I can point you to 2 individuals- one in Baltimore (builds banjos) and one in Beltsville- you can email me if interested.
posted by mistsandrain at 12:53 PM on June 6, 2008


In the burbs but near metro - http://www.chucklevins.com/
posted by TheRaven at 4:18 PM on June 6, 2008


Best answer: With my sliding capo, I need to do a little retuning if I go from an open drone string to a capoed position. But then once it's under the capo, it stays in tune wherever I put the capo. If you're going to stick to playing in 2 or three keys (well, positions, ie open, capo-2 & capo 4) then you'd probably want to stick with spikes. If you want to play in all possible capo positions, then you might want a slider.

If you're only playing open and capo-2 (for keys of A & E), then fifth strings are not that expensive and fragile--you could simply tune the fifth up and down as needed. The banjo I have for clawhammer has medium guage strings and I haven't broken a fifth string in years. You'll probably be making a little adjustment each time you go between open and capoed anyhow, even with a fifth-string-capo or spike.
posted by Martin E. at 7:24 PM on June 6, 2008


House of Musical Traditions is a good idea, but why not put them in yourself? You can get those nails at any hobby store, and then just need to tap them in. Of course if you have a really fine and expensive instrument, I could understand your reluctance to do it yourself, but otherwise, this is an easy amateur project.
posted by poppo at 3:22 AM on June 7, 2008


Response by poster: @poppo: Whoah, a lot of the guides / people I've been looking at are all about pilot holes, etc., so I'm a bit too nervous for that route.

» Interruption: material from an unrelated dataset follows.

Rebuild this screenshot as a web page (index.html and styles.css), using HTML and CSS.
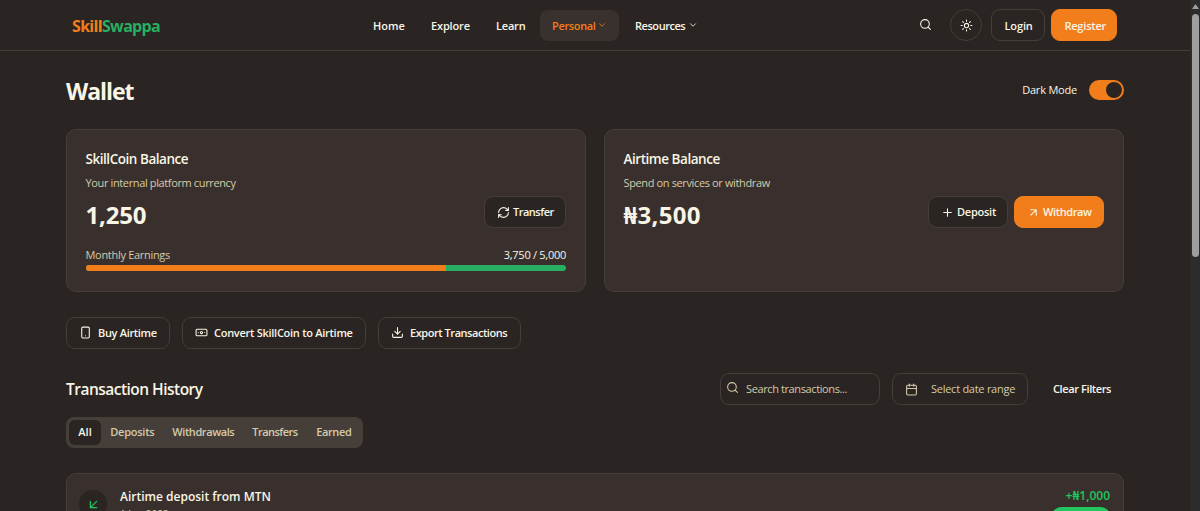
FILE: index.html
```html
<!DOCTYPE html>
<html lang="en">
<head>
<meta charset="utf-8">
<title>SkillSwappa Wallet</title>
<link rel="stylesheet" href="styles.css">
</head>
<body>
<div class="app">
<div class="page">
  <header class="header">
    <div class="logo"><span class="t"><span class="logo-a">Skill</span><span class="logo-b">Swappa</span></span></div>
    <nav class="nav">
      <a class="nav-item home"><span class="t">Home</span></a>
      <a class="nav-item explore"><span class="t">Explore</span></a>
      <a class="nav-item learn"><span class="t">Learn</span></a>
      <a class="nav-item personal active"><span class="t">Personal</span><svg class="chev" viewBox="0 0 24 24"><path d="m6 9 6 6 6-6"/></svg></a>
      <a class="nav-item resources"><span class="t">Resources</span><svg class="chev" viewBox="0 0 24 24"><path d="m6 9 6 6 6-6"/></svg></a>
    </nav>
    <div class="header-actions">
      <svg class="icon search" viewBox="0 0 24 24"><circle cx="11" cy="11" r="8"/><path d="m21 21-4.3-4.3"/></svg>
      <button class="btn theme"><svg class="icon" viewBox="0 0 24 24"><circle cx="12" cy="12" r="4"/><path d="M12 2v2M12 20v2M4.9 4.9l1.4 1.4M17.7 17.7l1.4 1.4M2 12h2M20 12h2M6.3 17.7l-1.4 1.4M19.1 4.9l-1.4 1.4"/></svg></button>
      <button class="btn login"><span class="t">Login</span></button>
      <button class="btn primary register"><span class="t">Register</span></button>
    </div>
  </header>
  <main class="main">
    <div class="title-row">
      <h1 class="title"><span class="t">Wallet</span></h1>
      <div class="mode"><span class="t">Dark Mode</span><span class="switch"><span class="knob"></span></span></div>
    </div>
    <section class="cards">
      <article class="card">
        <h2 class="card-title"><span class="t">SkillCoin Balance</span></h2>
        <p class="sub"><span class="t">Your internal platform currency</span></p>
        <div class="amount-row">
          <div class="amount"><span class="t">1,250</span></div>
          <button class="btn transfer"><svg class="icon" viewBox="0 0 24 24"><path d="M3 12a9 9 0 0 1 9-9 9.75 9.75 0 0 1 6.74 2.74L21 8"/><path d="M21 3v5h-5"/><path d="M21 12a9 9 0 0 1-9 9 9.75 9.75 0 0 1-6.74-2.74L3 16"/><path d="M8 16H3v5"/></svg><span class="t">Transfer</span></button>
        </div>
        <div class="earn"><span class="t earn-label">Monthly Earnings</span><span class="t earn-value">3,750 / 5,000</span></div>
        <div class="bar"><div class="bar-fill" style="width:75%"></div></div>
      </article>
      <article class="card">
        <h2 class="card-title"><span class="t">Airtime Balance</span></h2>
        <p class="sub"><span class="t">Spend on services or withdraw</span></p>
        <div class="amount-row">
          <div class="amount naira"><span class="t">₦3,500</span></div>
          <div class="pair">
            <button class="btn deposit"><svg class="icon" viewBox="0 0 24 24"><path d="M5 12h14M12 5v14"/></svg><span class="t">Deposit</span></button>
            <button class="btn primary withdraw"><svg class="icon" viewBox="0 0 24 24"><path d="M7 7h10v10M7 17 17 7"/></svg><span class="t">Withdraw</span></button>
          </div>
        </div>
      </article>
    </section>
    <section class="quick">
      <button class="btn buy"><svg class="icon" viewBox="0 0 24 24"><rect x="5" y="2" width="14" height="20" rx="2"/><path d="M12 18h.01"/></svg><span class="t">Buy Airtime</span></button>
      <button class="btn convert"><svg class="icon" viewBox="0 0 24 24"><rect x="2" y="6" width="20" height="12" rx="2"/><circle cx="12" cy="12" r="2"/><path d="M6 12h.01M18 12h.01"/></svg><span class="t">Convert SkillCoin to Airtime</span></button>
      <button class="btn export"><svg class="icon" viewBox="0 0 24 24"><path d="M21 15v4a2 2 0 0 1-2 2H5a2 2 0 0 1-2-2v-4M7 10l5 5 5-5M12 15V3"/></svg><span class="t">Export Transactions</span></button>
    </section>
    <section class="history-head">
      <h2 class="history-title"><span class="t">Transaction History</span></h2>
      <div class="filters">
        <div class="field search-field"><svg class="icon" viewBox="0 0 24 24"><circle cx="11" cy="11" r="8"/><path d="m21 21-4.3-4.3"/></svg><span class="t">Search transactions...</span></div>
        <div class="field date-field"><svg class="icon" viewBox="0 0 24 24"><path d="M8 2v4M16 2v4M3 10h18"/><rect x="3" y="4" width="18" height="18" rx="2"/></svg><span class="t">Select date range</span></div>
        <div class="clear"><span class="t">Clear Filters</span></div>
      </div>
    </section>
    <div class="tabs">
      <span class="tab all selected"><span class="t">All</span></span>
      <span class="tab deposits"><span class="t">Deposits</span></span>
      <span class="tab withdrawals"><span class="t">Withdrawals</span></span>
      <span class="tab transfers"><span class="t">Transfers</span></span>
      <span class="tab earned"><span class="t">Earned</span></span>
    </div>
    <section class="tx">
      <span class="tx-icon"><svg class="icon" viewBox="0 0 24 24"><path d="M17 7 7 17M17 17H7V7"/></svg></span>
      <div class="tx-info"><div class="tx-name"><span class="t">Airtime deposit from MTN</span></div><div class="tx-date"><span class="t">1 Jun 2023</span></div></div>
      <div class="tx-side"><div class="tx-amount"><span class="t">+₦1,000</span></div><div class="badge"></div></div>
    </section>
  </main>
</div>
<div class="scroll"><div class="scroll-arrow"></div><div class="thumb"></div></div>
</div>
</body>
</html>
```
FILE: styles.css
```css
* { box-sizing: border-box; }
body { margin: 0; height: 511px; overflow: hidden; background: #2a2422; color: #f8f5e6; font-family: "Open Sans", "Noto Sans", sans-serif; font-size: 11px; line-height: 16px; }
h1, h2, p { margin: 0; }
.app { display: flex; height: 511px; overflow: hidden; }
.page { width: 1190px; flex: none; }
.t { display: inline-block; white-space: nowrap; }
svg { fill: none; stroke: currentColor; stroke-width: 2; stroke-linecap: round; stroke-linejoin: round; flex: none; }
.icon { width: 13px; height: 13px; }

.header { display: flex; align-items: center; height: 51px; padding: 0 72.6px 0 72px; border-bottom: 1px solid #433d39; }
.logo { width: 289px; font-size: 16px; font-weight: 700; line-height: 24px; padding-top: 2px; letter-spacing: -0.68px; }
.logo-a { color: #f27e1b; }
.logo-b { color: #27ae60; }
.nav { display: flex; gap: 3px; font-weight: 600; }
.nav-item { display: flex; align-items: center; height: 31px; padding: 1px 0 0 12px; border-radius: 8px; }
.home { width: 55px; }
.explore { width: 62px; letter-spacing: -0.15px; }
.learn { width: 53px; letter-spacing: -0.2px; }
.personal { width: 79px; letter-spacing: -0.35px; }
.resources { width: 85px; margin-left: 1px; letter-spacing: -0.45px; }
.active { background: #38312e; color: #f27e1b; }
.chev { width: 10px; height: 10px; margin: -1px 12px 0 auto; }
.resources .chev { margin-right: 10px; }
.header-actions { display: flex; align-items: center; margin-left: auto; }
.btn { display: flex; align-items: center; height: 32px; padding: 0 0 0 12px; border: 1px solid #453e3a; border-radius: 9px; background: #2a2422; color: #f8f5e6; font: 600 11px/16px "Open Sans", sans-serif; }
.primary { background: #f27e1b; border-color: #f27e1b; }
.search { margin: 0 18px 1px 0; }
.theme { width: 32px; padding: 0; justify-content: center; border-radius: 50%; margin-right: 9px; }
.login { width: 54px; margin-right: 6px; padding-top: 1px; letter-spacing: -0.1px; }
.register { width: 66px; padding-top: 1px; letter-spacing: -0.2px; }

.main { padding: 0 66px; }
.title-row { display: flex; justify-content: space-between; height: 77.5px; align-items: center; }
.title { font-size: 23px; line-height: 32px; font-weight: 700; padding-top: 2px; letter-spacing: -1.05px; }
.mode { display: flex; align-items: center; gap: 12px; letter-spacing: -0.2px; }
.switch { display: flex; justify-content: flex-end; align-items: center; width: 35px; height: 20px; padding: 2px; border-radius: 10px; background: #f27e1b; }
.knob { width: 16px; height: 16px; border-radius: 50%; background: #2a2422; }

.cards { display: grid; grid-template-columns: 519.5px 519.5px; gap: 18.5px; }
.card { height: 163px; padding: 18.5px 18.5px 0 18.5px; border: 1px solid #453e3a; border-radius: 10px; background: #39302d; }
.card-title { font-size: 13.5px; line-height: 22px; font-weight: 600; letter-spacing: -0.46px; }
.sub { margin-top: 5px; color: #d4cbab; letter-spacing: -0.37px; }
.amount-row { display: flex; justify-content: space-between; height: 32px; margin-top: 5px; align-items: center; }
.amount { font-size: 24px; line-height: 32px; font-weight: 700; padding-top: 5px; letter-spacing: -0.2px; }
.naira { letter-spacing: 0.3px; }
.transfer { width: 82px; gap: 3px; letter-spacing: -0.5px; }
.pair { display: flex; gap: 6px; }
.deposit { width: 80px; gap: 3px; letter-spacing: -0.25px; }
.withdraw { width: 90px; gap: 3px; letter-spacing: -0.38px; }
.earn { display: flex; justify-content: space-between; margin-top: 19px; color: #d4cbab; letter-spacing: -0.3px; }
.earn-value { color: #f8f5e6; letter-spacing: -0.27px; }
.bar { height: 6px; margin-top: 2px; border-radius: 3px; background: #27ae60; overflow: hidden; }
.bar-fill { height: 6px; background: #f27e1b; }

.quick { display: flex; gap: 12px; margin-top: 25px; }
.buy { width: 104px; gap: 6px; letter-spacing: -0.32px; }
.convert { width: 184px; gap: 6px; letter-spacing: -0.27px; }
.export { width: 143px; gap: 6px; letter-spacing: -0.45px; }
.history-head { display: flex; justify-content: space-between; align-items: center; height: 32px; margin-top: 24px; }
.history-title { font-size: 15.5px; line-height: 24px; font-weight: 600; padding-top: 1px; letter-spacing: -0.52px; }
.filters { display: flex; align-items: center; padding-top: 1px; }
.field { display: flex; align-items: center; height: 32px; border: 1px solid #453e3a; border-radius: 9px; color: #d4cbab; }
.search-field { width: 160px; padding-left: 5px; gap: 7px; margin-right: 12px; letter-spacing: -0.39px; }
.search-field .icon { margin-top: -4px; }
.date-field { width: 136px; padding-left: 12px; gap: 13px; letter-spacing: -0.26px; }
.clear { width: 96px; padding-left: 25px; font-weight: 600; letter-spacing: -0.39px; }

.tabs { display: flex; align-items: center; width: 297px; height: 31px; margin-top: 12.5px; padding: 0 3px; border-radius: 8px; background: #463e39; color: #d4cbab; font-weight: 600; }
.tab { height: 25px; padding: 4px 0 0 9.3px; border-radius: 6px; }
.selected { background: #2a2422; color: #f8f5e6; }
.all { width: 32px; }
.deposits { width: 62px; letter-spacing: -0.25px; }
.withdrawals { width: 80px; letter-spacing: -0.42px; }
.transfers { width: 64px; letter-spacing: -0.53px; }
.earned { width: 53px; letter-spacing: -0.4px; }

.tx { display: flex; align-items: flex-start; height: 80px; margin-top: 25px; padding: 13px; border: 1px solid #453e3a; border-radius: 10px; background: #39302d; }
.tx-icon { display: flex; align-items: center; justify-content: center; width: 28px; height: 28px; margin: 3px 13px 0 -1px; border-radius: 50%; background: #2a2422; color: #22c55e; }
.tx-icon .icon { width: 15px; height: 15px; }
.tx-info { flex: 1; }
.tx-name { font-size: 12px; font-weight: 600; line-height: 20px; }
.tx-date { margin-top: -1px; font-size: 10px; color: #d4cbab; }
.tx-side { display: flex; flex-direction: column; align-items: flex-end; }
.tx-amount { color: #22c55e; font-size: 12px; font-weight: 600; line-height: 18px; }
.badge { width: 58px; height: 18px; margin-top: 2px; border-radius: 9px; background: #22c55e; }

.scroll { width: 10px; flex: none; padding: 4px 1px 0 2px; background: #2c2c2c; }
.scroll-arrow { width: 7px; height: 5px; background: #9f9f9f; clip-path: polygon(50% 0, 100% 100%, 0 100%); }
.thumb { width: 7px; height: 243px; margin-top: 5px; border-radius: 4px; background: #9f9f9f; }
```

I had no idea that the House of Musical Traditions was so close, I'm sure I'll go there at some point regardless of this work.

@Martin E.: I have, actually, just retuned the fifth string in the past, but stopped doing so because I assumed it was bad for the banjo as well as the fact that, with a semi-floating bridge, it was changing the tuning of the rest of the strings. (and I'm probably going to end up playing with the capo everywhere... I'm learning the 'classics' (some classical, some bluegrass, some old-time), but also going to write some music on the banjo and probably play some bizarre covers.

I'm still kind of tempted by removable doodads, but I think I'll end up with spikes, and probably with the HMT.

Thanks everyone!
posted by tmcw at 1:12 PM on June 7, 2008


It's true, the absolute safest route is to put in pilot holes. Reason of course is so you don't want to do any splitting when putting the spikes in. But those spikes are tiny. There's little chance you'd do any splitting, however the risk is there. I did my own banjo many years ago without pilot holes no problem, but mine was a $200 junker, so I had no fears there.

I guess maybe find out the cost of doing the work and weigh it against what you paid for your banjo. Cost vs. risk and all that.